Here's what I'll tell you straight up: the question "which is easier" is the wrong one to ask.

One test isn't easier for everyone. But one might be easier for you—based on how your brain works, how you handle pressure, and where you're applying. I'll break down the actual differences between IELTS and PTE so you can stop wondering and start deciding based on facts, not rumors.

By the end, you'll know exactly which test suits your strengths and which one to skip.

IELTS vs PTE: Format and Structure Differences

IELTS is mostly paper-based (or computer-based, but it mimics paper). You write with a pen. You sit across from a real person for speaking. You listen to audio and mark answers on a sheet.
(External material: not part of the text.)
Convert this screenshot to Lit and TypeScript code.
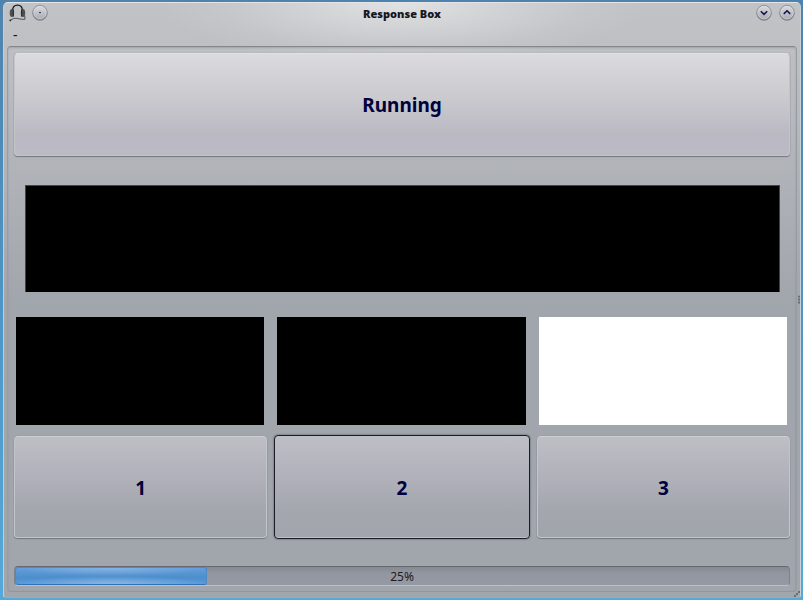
import { LitElement, html, css, svg } from "lit";
import { customElement, property, state } from "lit/decorators.js";
import { classMap } from "lit/directives/class-map.js";

@customElement("title-bar")
class TitleBar extends LitElement {
  @property() heading = "";

  static styles = css`
    :host {
      display: grid;
      grid-template-columns: 1fr auto 1fr;
      height: 20px;
      margin-bottom: 2px;
      padding: 0 2px;
      align-items: center;
    }
    .group { display: flex; align-items: center; gap: 6px; }
    .end { justify-content: flex-end; gap: 7px; }
    h1 {
      margin: 2px 0 0;
      font: 900 11px/16px "Noto Sans", sans-serif;
      color: #17171f;
    }
    button { display: block; width: 16px; height: 16px; padding: 0; border: 0; background: none; }
    svg { display: block; width: 16px; height: 16px; overflow: visible; }
    .logo { width: 17px; height: 18px; }
  `;

  private round(label: string, glyph: unknown) {
    return html`<button aria-label=${label}>
      <svg viewBox="0 0 16 16">
        <defs>
          <linearGradient id="face" x2="0" y2="1">
            <stop offset="0" stop-color="#dcdce0" />
            <stop offset="1" stop-color="#a9a9b4" />
          </linearGradient>
        </defs>
        <circle cx="8" cy="8.3" r="7.5" fill="#70757c" opacity=".8" />
        <circle cx="8" cy="7.5" r="7.2" fill="url(#face)" stroke="#84878e" stroke-width=".9" />
        <circle cx="8" cy="7.5" r="6.3" fill="none" stroke="#e2e2e6" stroke-width=".7" opacity=".6" />
        ${glyph}
      </svg>
    </button>`;
  }

  render() {
    return html`
      <div class="group">
        <svg class="logo" viewBox="0 0 17 18" fill="none">
          <path d="M3.4 7C3.8 -0.8 13.2 -0.8 13.6 7" stroke="#1d1d1d" stroke-width="1.3" />
          <ellipse cx="2.9" cy="9" rx="2.2" ry="4" fill="#504f4f" />
          <ellipse cx="14" cy="9" rx="2.2" ry="4" fill="#504f4f" />
          <path d="M4.3 5.4V12.6M12.6 5.4V12.6" stroke="#292929" />
          <path d="M1 16.5L3 15.2C8 12.8 10 16 16 15.2L15.7 11.5" stroke="#4e5053" />
          <circle cx="1.3" cy="16.4" r=".9" fill="#292929" />
        </svg>
        ${this.round("On all desktops", svg`<circle cx="8" cy="7.5" r=".8" fill="#15154a" />`)}
      </div>
      <h1>${this.heading}</h1>
      <div class="group end">
        ${this.round("Minimize", svg`<path d="M4.8 6.3L8 9.4L11.2 6.3" fill="none" stroke="#15154a" stroke-width="1.6" />`)}
        ${this.round("Maximize", svg`<path d="M4.8 8.9L8 5.8L11.2 8.9" fill="none" stroke="#15154a" stroke-width="1.6" />`)}
      </div>
    `;
  }
}

@customElement("app-root")
class AppRoot extends LitElement {
  @state() private progress = 25;
  @state() private lit = 3;
  @state() private selected = 2;

  static styles = css`
    :host {
      display: block;
      font-family: "Noto Sans", sans-serif;
      color: #00003c;
    }
    * { box-sizing: border-box; }
    .desktop {
      min-height: 100vh;
      padding: 2px 2px 2px 3px;
      display: flex;
      background: linear-gradient(#4f83ad, #4c93c2 45%, #55a9d8);
    }
    .window {
      position: relative;
      flex: 1;
      display: flex;
      flex-direction: column;
      padding: 0 3px 5px;
      border: 1px solid;
      border-color: #e3e5e7 #cbd0d4 #a1a9b1 #c3cdd4;
      border-radius: 5px 5px 3px 3px;
      background:
        radial-gradient(240px 64px at 50% 0, rgba(230, 231, 232, 0.85), rgba(226, 227, 229, 0.5) 40%, rgba(216, 217, 220, 0.2) 75%, rgba(208, 209, 212, 0)),
        linear-gradient(#c2c3c6, #bcbec2 60px, #a1a5ac 300px, #a1a5ac);
    }
    .menu {
      height: 21px;
      padding-left: 6px;
      font-size: 14px;
      line-height: 20px;
      color: #111118;
    }
    main {
      flex: 1;
      display: flex;
      flex-direction: column;
      padding: 5px;
      border: 1px solid;
      border-color: #85878b #979ba2 #92969d #999ca1;
      border-radius: 4px;
      box-shadow: inset 0 1px 2px rgba(80, 84, 92, 0.25);
    }
    .key {
      display: block;
      flex: 1 0 103px;
      min-width: 0;
      margin: 1px;
      padding: 0;
      border: 1px solid;
      border-color: #cfcfd4 #c4c5ca #c4c5ca #c4c5ca;
      border-radius: 4px;
      background: linear-gradient(#bebec5, #b4b4bd 30%, #a3a6ad 75%, #a0a4ab);
      box-shadow: 0 1px 1px #72767d, 0 0 1px #777b82;
      font: bold 19px/24px "Noto Sans", sans-serif;
      color: #00003c;
    }
    .keys .key { padding-top: 1px; }
    .status {
      border-top-color: #e2e2e6;
      background: linear-gradient(#dbdade, #c9c9ce 45%, #bab9c3 80%, #bcbbc5);
    }
    .keys .selected {
      margin: 0;
      border-color: #1b1c28;
      box-shadow: inset 0 -1px #c0c1c5, 0 0 2px #464b54;
    }
    .stimulus {
      flex: 1 0 107px;
      margin: 28px 11px 25px 12px;
      border: 1px solid #e00000;
      border-bottom: 0;
      background: #000;
    }
    .lamps, .keys { display: grid; grid-template-columns: repeat(3, 1fr); gap: 6px; }
    .lamps { flex: 1 0 108px; }
    .lamp { margin: 0 4px 0 3px; background: #000; }
    .on { background: #fff; }
    .keys { flex: 1 0 104px; margin: 10px 0 27px; }
    .track {
      position: relative;
      height: 20px;
      margin: 0 1px;
      border: 1px solid;
      border-color: #666a70 #7d8188 #bfc0c4 #7d8188;
      border-radius: 4px;
      background: linear-gradient(#858990, #9296a0 35%, #949aa3);
      overflow: hidden;
    }
    .fill {
      height: 100%;
      border: 1px solid #498bcb;
      border-bottom-color: #2f72b6;
      border-radius: 3px;
      background:
        radial-gradient(50% 50% at 50% 0, rgba(150, 188, 232, 0.7), rgba(150, 188, 232, 0)),
        radial-gradient(50% 50% at 50% 100%, rgba(150, 188, 232, 0.8), rgba(150, 188, 232, 0)),
        linear-gradient(#639ddb, #4c8fcb 60%, #5b9ada);
    }
    .percent {
      position: absolute;
      inset: 0;
      font-size: 12px;
      line-height: 20px;
      text-align: center;
      color: #1c1c24;
    }
    .grip { position: absolute; fill: #686d75; }
    .side { right: -1px; top: 50%; width: 3px; height: 9px; transform: translateY(-50%); }
    .corner { right: 0; bottom: 0; width: 6px; height: 6px; }
  `;

  render() {
    const keys = [1, 2, 3];
    return html`
      <div class="desktop">
        <div class="window">
          <title-bar heading="Response Box"></title-bar>
          <div class="menu">-</div>
          <main>
            <button class="key status">Running</button>
            <div class="stimulus"></div>
            <div class="lamps">
              ${keys.map((k) => html`<div class=${classMap({ lamp: true, on: k === this.lit })}></div>`)}
            </div>
            <div class="keys">
              ${keys.map(
                (k) => html`<button
                  class=${classMap({ key: true, selected: k === this.selected })}
                  @click=${() => (this.selected = k)}
                >${k}</button>`
              )}
            </div>
            <div class="track" role="progressbar" aria-label="Progress" aria-valuenow=${this.progress}>
              <div class="fill" style="width:calc(${this.progress}% - 2px)"></div>
              <div class="percent">${this.progress}%</div>
            </div>
          </main>
          <svg class="grip side" viewBox="0 0 3 9">
            <path d="M0 0h2v2H0zM0 3h2v2H0zM0 6h2v2H0z" />
          </svg>
          <svg class="grip corner" viewBox="0 0 6 6">
            <path d="M4 0h2v2H4zM2 2h2v2H2zM0 4h2v2H0z" />
          </svg>
        </div>
      </div>
    `;
  }
}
PTE is 100% computer-based. You type everything. You speak into a microphone with no human on the other end. You click answers on screen. One three-hour session covers all four skills with automated scoring.

This difference alone changes which test feels natural to you. Panic in front of cameras? IELTS's human speaking test might feel less robotic. Type faster than you write? PTE's keyboard approach suddenly makes sense.

Real tip: Do a 10-minute mock speaking test on each platform. Your comfort level tells you more than any article can.

Speaking Test: Real Conversation vs Recorded Response

IELTS speaking is an 11-14 minute conversation with a real examiner. You sit at a desk. You make eye contact. You answer follow-up questions on the spot, with zero warning.

PTE speaking is different. You see a prompt on screen, get 30-90 seconds to think, then record your response into a microphone. No examiner. No conversation. No back-and-forth.

Pick IELTS speaking if you're naturally chatty, you think fast, you warm up to people quickly, or you perform better when someone's actually listening to you. The examiner can follow up on your weak answers and let you show range. You can also buy time: "Sorry, can you repeat that?"

Pick PTE speaking if you freeze under real-time pressure, you need time to organize thoughts before speaking, you struggle with spontaneous chat, or you want to control the pace. You work through prompts alone, at your own rhythm. No reading an examiner's facial expression for judgment.

Example: PTE prompt: "Tell me about a time you had to work with someone difficult. You have 90 seconds to prepare and 60 seconds to speak." You get thinking time.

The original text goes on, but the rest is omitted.